Some attendees were concerned that while the maps gave them better information, they were not sure how to proceed to protect their property. Crean said that the mapping is just the first step in helping Newport to increase its resilience to sea level rise and flooding. The next phase of the project will involve linking the city with the statewide Shoreline Change Special Area Management Plan (aka Beach SAMP), and to engage the business community in Newport to understand the opportunities and challenges to adaptation along the wharves and piers of Newport harbor.

In the meantime, SEA Aware offered a handout on steps residents could take to prepare for flooding. The handout noted that the city is  currently applying for status in the National Flood Insurance Program's Community Rating System, which would offer Newporters decreased premiums on their flood insurance based on actions the City is taking to reduce flood risks.  After acceptance of the application by FEMA, a rating will be assigned and Newporters could see reductions in their flood insurance premiums by the middle of 2014.

Detailed maps are available for Newport at and for North Kingstown at An interactive statewide map is also available at (click on "Digital Elevation and Bathymetry Data Tool").

Rhode Island Sea Grant and the Coastal Resources Center are located at the University of Rhode Island Graduate School of Oceanography.

How much are we willing to pay to live on the coast?

Peaks Island, Maine. Photo by www.worldislandinfo.comAccording to economists, said professor Robert Johnston, people make decisions based on tradeoffs: What will I give up and what will I get in return? Johnston, an economics expert from Clark University, said in a presentation sponsored by Rhode Island Sea Grant at the University of Rhode Island.

Johnston discussed various ongoing research efforts to look more specifically at the tradeoffs of coastal management in New England communities, and the potential costs associated with climate change. He said resources managers can’t think about hazard adaptation in isolation from all the other management tradeoffs, noting that some of the key tradeoffs will be related to coastal development regulations.

"What are you going to do about all of the houses on the coast?" he asked. "How are you going to regulate development along with ecosystem services, like beaches people use for recreational purposes?"

There are property rights and equity concerns in play, but at the heart of Johnston’s talk was the question: What are people willing to pay to protect their homes or the ecological services provided by healthy habitats, such as clean water and storm buffers?

"These are the things we don’t buy at the store," Johnston said, referring to the benefits of having a beach or wetland.
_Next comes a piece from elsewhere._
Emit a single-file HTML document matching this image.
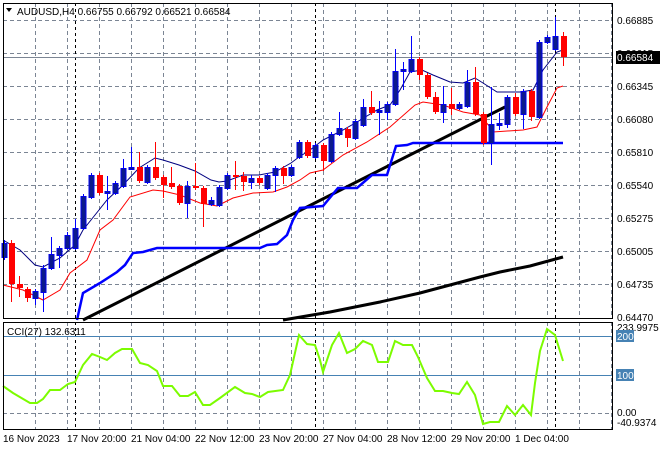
<!DOCTYPE html>
<html><head><meta charset="utf-8"><style>
html,body{margin:0;padding:0;background:#fff;}
svg{display:block;font-family:"Liberation Sans",sans-serif;font-size:10px;}
</style></head><body>
<svg width="660" height="450" viewBox="0 0 660 450" xmlns="http://www.w3.org/2000/svg">
<rect width="660" height="450" fill="#fff"/>
<!-- grid main -->
<g stroke="#7b8594" stroke-width="1" stroke-dasharray="4,3" fill="none">
<path d="M3 20.5H613M3 53.5H613M3 86.5H613M3 119.5H613M3 152.5H613M3 185.5H613M3 218.5H613M3 251.5H613M3 284.5H613"/>
<path d="M35.5 3V318M67.5 3V318M99.5 3V318M131.5 3V318M163.5 3V318M195.5 3V318M227.5 3V318M259.5 3V318M291.5 3V318M323.5 3V318M355.5 3V318M387.5 3V318M419.5 3V318M451.5 3V318M483.5 3V318M515.5 3V318M547.5 3V318M579.5 3V318M611.5 3V318"/>
<path d="M35.5 322V429M67.5 322V429M99.5 322V429M131.5 322V429M163.5 322V429M195.5 322V429M227.5 322V429M259.5 322V429M291.5 322V429M323.5 322V429M355.5 322V429M387.5 322V429M419.5 322V429M451.5 322V429M483.5 322V429M515.5 322V429M547.5 322V429M579.5 322V429M611.5 322V429"/>
<path d="M3 413.5H613"/>
</g>
<g stroke="#000" stroke-width="1" stroke-dasharray="3,3" fill="none">
<path d="M75.5 3V318M315.5 3V318M555.5 3V318M75.5 322V429M315.5 322V429M555.5 322V429"/>
</g>
<!-- current price line -->
<path d="M3 57.5H613" stroke="#7b8594" stroke-width="1"/>
<!-- CCI levels -->
<path d="M3 336.5H613M3 375.5H613" stroke="#4682b4" stroke-width="1"/>
<!-- thick black lines -->
<path d="M83 320L505 107" stroke="#000" stroke-width="3" fill="none"/>
<path d="M283 320L330 312L380 302L420 293L450 285L480 277L500 272L530 266L563 257" stroke="#000" stroke-width="3" fill="none"/>
<!-- blue thick step -->
<path d="M77 320L83 293L100 283L117 272L125 265L133 253L143 252L157 248L260 248L267 245L277 244L287 235L293 220L300 208L323 206L338 188L357 188L372 175L387 175L396 146L407 145L413 143L563 143" stroke="#0000ff" stroke-width="2.5" fill="none"/>
<!-- red MA -->
<path d="M3 285L23 290L43 300L60 290L70 273L87 260L100 230L113 220L130 197L153 190L163 191L180 195L200 203L217 206L233 198L253 193L273 192L287 187L300 180L310 173L323 170L343 155L367 142L390 127L415 105L423 102L443 105L463 112L480 115L490 127L493 132L523 130L537 127L547 107L557 88L563 86" stroke="#ff0000" stroke-width="1" fill="none"/>
<!-- navy MA -->
<path d="M3 240L20 250L35 265L43 267L60 258L75 245L83 230L99 210L107 200L123 185L139 168L155 158L163 160L179 165L195 171L211 180L219 182L227 181L243 175L259 175L275 172L291 163L299 157L310 150L323 140L343 130L357 122L377 110L390 105L400 90L410 72L422 70L433 75L450 82L463 83L475 78L483 83L497 92L520 92L533 90L543 70L557 52L563 50" stroke="#000080" stroke-width="1" fill="none"/>
<!-- candles -->
<g id="c"></g>
<g stroke-width="1">
<path stroke="#0000ff" d="M4.5 240V260M35.5 289V305M43.5 265V312M51.5 237V270M59.5 246V268M67.5 232V250M75.5 219V250M83.5 194V230M91.5 173V199M107.5 176V210M115.5 181V195M123.5 159V188M131.5 147V170M147.5 165V184M187.5 181V218M211.5 197V206M219.5 185V207M227.5 173V190M251.5 175V189M267.5 173V190M275.5 166V192M291.5 165V177M299.5 140V159M315.5 143V159M331.5 132V163M339.5 112V136M355.5 119V140M363.5 99V127M379.5 101V135M387.5 102V120M395.5 49V106M403.5 62V90M411.5 36V73M443.5 86V123M459.5 102V110M467.5 70V108M491.5 87V165M499.5 113V130M507.5 95V128M523.5 89V129M539.5 40V119M547.5 35V44M555.5 17V51"/>
<path stroke="#ff0000" d="M11.5 240V302M19.5 276V297M27.5 287V302M99.5 173V195M139.5 152V183M155.5 142V180M163.5 175V198M171.5 167V189M179.5 184V205M195.5 163V190M203.5 186V227M235.5 161V190M243.5 172V191M259.5 176V185M283.5 166V184M307.5 140V158M323.5 143V171M347.5 127V147M371.5 91V115M419.5 57V80M427.5 73V99M435.5 92V114M451.5 88V115M475.5 67V116M483.5 112V145M515.5 93V116M531.5 89V121M563.5 32V66"/>
</g>
<g fill="#0c1a8c" stroke="#0000ee" stroke-width="1">
<rect x="2" y="243.5" width="5" height="14"/><rect x="33" y="291.5" width="5" height="7"/><rect x="41" y="268.5" width="5" height="24"/><rect x="49" y="254.5" width="5" height="14"/><rect x="57" y="248.5" width="5" height="7"/><rect x="65" y="235.5" width="5" height="13"/><rect x="73" y="228.5" width="5" height="20"/><rect x="81" y="196.5" width="5" height="32"/><rect x="89" y="175.5" width="5" height="22"/><rect x="105" y="191.5" width="5" height="2"/><rect x="113" y="183.5" width="5" height="10"/><rect x="121" y="168.5" width="5" height="18"/><rect x="129" y="167.5" width="5" height="2"/><rect x="145" y="167.5" width="5" height="15"/><rect x="185" y="186.5" width="5" height="17"/><rect x="209" y="200.5" width="5" height="4"/><rect x="217" y="187.5" width="5" height="18"/><rect x="225" y="175.5" width="5" height="13"/><rect x="249" y="178.5" width="5" height="4"/><rect x="265" y="175.5" width="5" height="13"/><rect x="273" y="168.5" width="5" height="7"/><rect x="289" y="167.5" width="5" height="8"/><rect x="297" y="142.5" width="5" height="15"/><rect x="313" y="145.5" width="5" height="12"/><rect x="329" y="134.5" width="5" height="27"/><rect x="337" y="128.5" width="5" height="6"/><rect x="353" y="121.5" width="5" height="17"/><rect x="361" y="107.5" width="5" height="18"/><rect x="377" y="110.5" width="5" height="2"/><rect x="385" y="104.5" width="5" height="8"/><rect x="393" y="71.5" width="5" height="33"/><rect x="401" y="69.5" width="5" height="2"/><rect x="409" y="59.5" width="5" height="12"/><rect x="441" y="104.5" width="5" height="8"/><rect x="457" y="104.5" width="5" height="4"/><rect x="465" y="82.5" width="5" height="24"/><rect x="489" y="124.5" width="5" height="19"/><rect x="497" y="123.5" width="5" height="2"/><rect x="505" y="97.5" width="5" height="27"/><rect x="521" y="91.5" width="5" height="23"/><rect x="537" y="42.5" width="5" height="75"/><rect x="545" y="37.5" width="5" height="5"/><rect x="553" y="36.5" width="5" height="13"/>
</g>
<g fill="#ff0000">
<rect x="9" y="243" width="6" height="41"/><rect x="17" y="284" width="6" height="4"/><rect x="25" y="289" width="6" height="9"/><rect x="97" y="175" width="6" height="18"/><rect x="137" y="167" width="6" height="14"/><rect x="153" y="167" width="6" height="11"/><rect x="161" y="177" width="6" height="8"/><rect x="169" y="183" width="6" height="4"/><rect x="177" y="186" width="6" height="17"/><rect x="193" y="186" width="6" height="2"/><rect x="201" y="188" width="6" height="16"/><rect x="233" y="175" width="6" height="2"/><rect x="241" y="176" width="6" height="6"/><rect x="257" y="178" width="6" height="5"/><rect x="281" y="168" width="6" height="8"/><rect x="305" y="142" width="6" height="14"/><rect x="321" y="145" width="6" height="16"/><rect x="345" y="129" width="6" height="9"/><rect x="369" y="107" width="6" height="6"/><rect x="417" y="59" width="6" height="16"/><rect x="425" y="75" width="6" height="22"/><rect x="433" y="97" width="6" height="15"/><rect x="449" y="104" width="6" height="5"/><rect x="473" y="82" width="6" height="32"/><rect x="481" y="114" width="6" height="29"/><rect x="513" y="97" width="6" height="17"/><rect x="529" y="91" width="6" height="26"/><rect x="561" y="36" width="6" height="21"/>
</g>
<!-- CCI line -->
<path d="M3 386L13 393L30 403L37 403L43 399L50 390L60 390L68 384L75 382L83 365L92 354L100 357L107 360L115 353L122 349L132 349L140 363L148 365L157 371L163 386L172 386L180 396L188 396L195 392L203 405L210 405L220 398L235 387L245 393L252 394L260 397L268 392L283 390L290 375L299 335L307 344L315 345L320 360L323 372L332 345L339 333L347 353L355 349L363 341L372 345L378 362L388 362L395 341L403 345L412 345L418 357L427 378L435 391L443 391L452 393L459 394L467 382L475 395L483 424L490 422L499 422L507 406L515 415L523 405L531 415L535 383L540 351L547 329L555 335L563 361" stroke="#7cfc00" stroke-width="2" fill="none"/>
<!-- frames -->
<rect x="3.5" y="3.5" width="609" height="315" fill="none" stroke="#000"/>
<rect x="3.5" y="322.5" width="609" height="107" fill="none" stroke="#000"/>
<!-- title -->
<path d="M6 8L12 8L9 12Z" fill="#000"/>
<text x="17" y="15" fill="#000">AUDUSD,H4  0.66755 0.66792 0.66521 0.66584</text>
<text x="7" y="335" fill="#000">CCI(27) 132.6311</text>
<!-- price axis -->
<g fill="#000">
<text x="617" y="24">0.66885</text>
<text x="617" y="57">0.66615</text>
<text x="617" y="90">0.66345</text>
<text x="617" y="123">0.66080</text>
<text x="617" y="156">0.65810</text>
<text x="617" y="189">0.65540</text>
<text x="617" y="222">0.65275</text>
<text x="617" y="255">0.65005</text>
<text x="617" y="288">0.64735</text>
<text x="617" y="321">0.64470</text>
<text x="617" y="331">233.9975</text>
<text x="617" y="416">0.00</text>
<text x="617" y="426">-40.9374</text>
</g>
<rect x="616" y="51" width="44" height="13" fill="#000"/>
<text x="617" y="61" fill="#fff">0.66584</text>
<rect x="616" y="330" width="18" height="12" fill="#4682b4"/>
<text x="617" y="340" fill="#fff">200</text>
<rect x="616" y="369" width="18" height="12" fill="#4682b4"/>
<text x="617" y="379" fill="#fff">100</text>
<!-- time axis -->
<g fill="#000">
<text x="3" y="442">16 Nov 2023</text>
<text x="67" y="442">17 Nov 20:00</text>
<text x="131" y="442">21 Nov 04:00</text>
<text x="195" y="442">22 Nov 12:00</text>
<text x="259" y="442">23 Nov 20:00</text>
<text x="323" y="442">27 Nov 04:00</text>
<text x="387" y="442">28 Nov 12:00</text>
<text x="451" y="442">29 Nov 20:00</text>
<text x="515" y="442">1 Dec 04:00</text>
</g>
</svg>
</body></html>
These non-market values can be hard to measure, but they influence people’s decisions.

The biggest challenge, Johnston said, is balancing development interests with a healthy environment. "Areas that are most valuable for their ecological services are where most people want to live," he said.

Those areas, however, are sensitive to development that can disrupt highly valued services. Wetlands, for example, filter runoff, prevent erosion through stabilizing vegetation and reduce flooding by absorbing water. Removing these systems through development takes away those services.

To evaluate management tradeoffs, Johnston said, three things need to be considered:

• What are the ecological services?
• Which services will change if the land changes?
• What are the benefits and costs of these changes?

"We found some unexpected patterns," he said of his research team. For example, Johnston discussed a project in Maine that looked at coastal development and riparian restoration efforts. While policymakers assumed home protection to be the highest concern for residents, it turned out that people were willing to pay the most for increased law enforcement and regulations on private property to protect habitat quality.

"We found people were willing to pay for setback regulations, which is very different from what policymakers assumed," he said.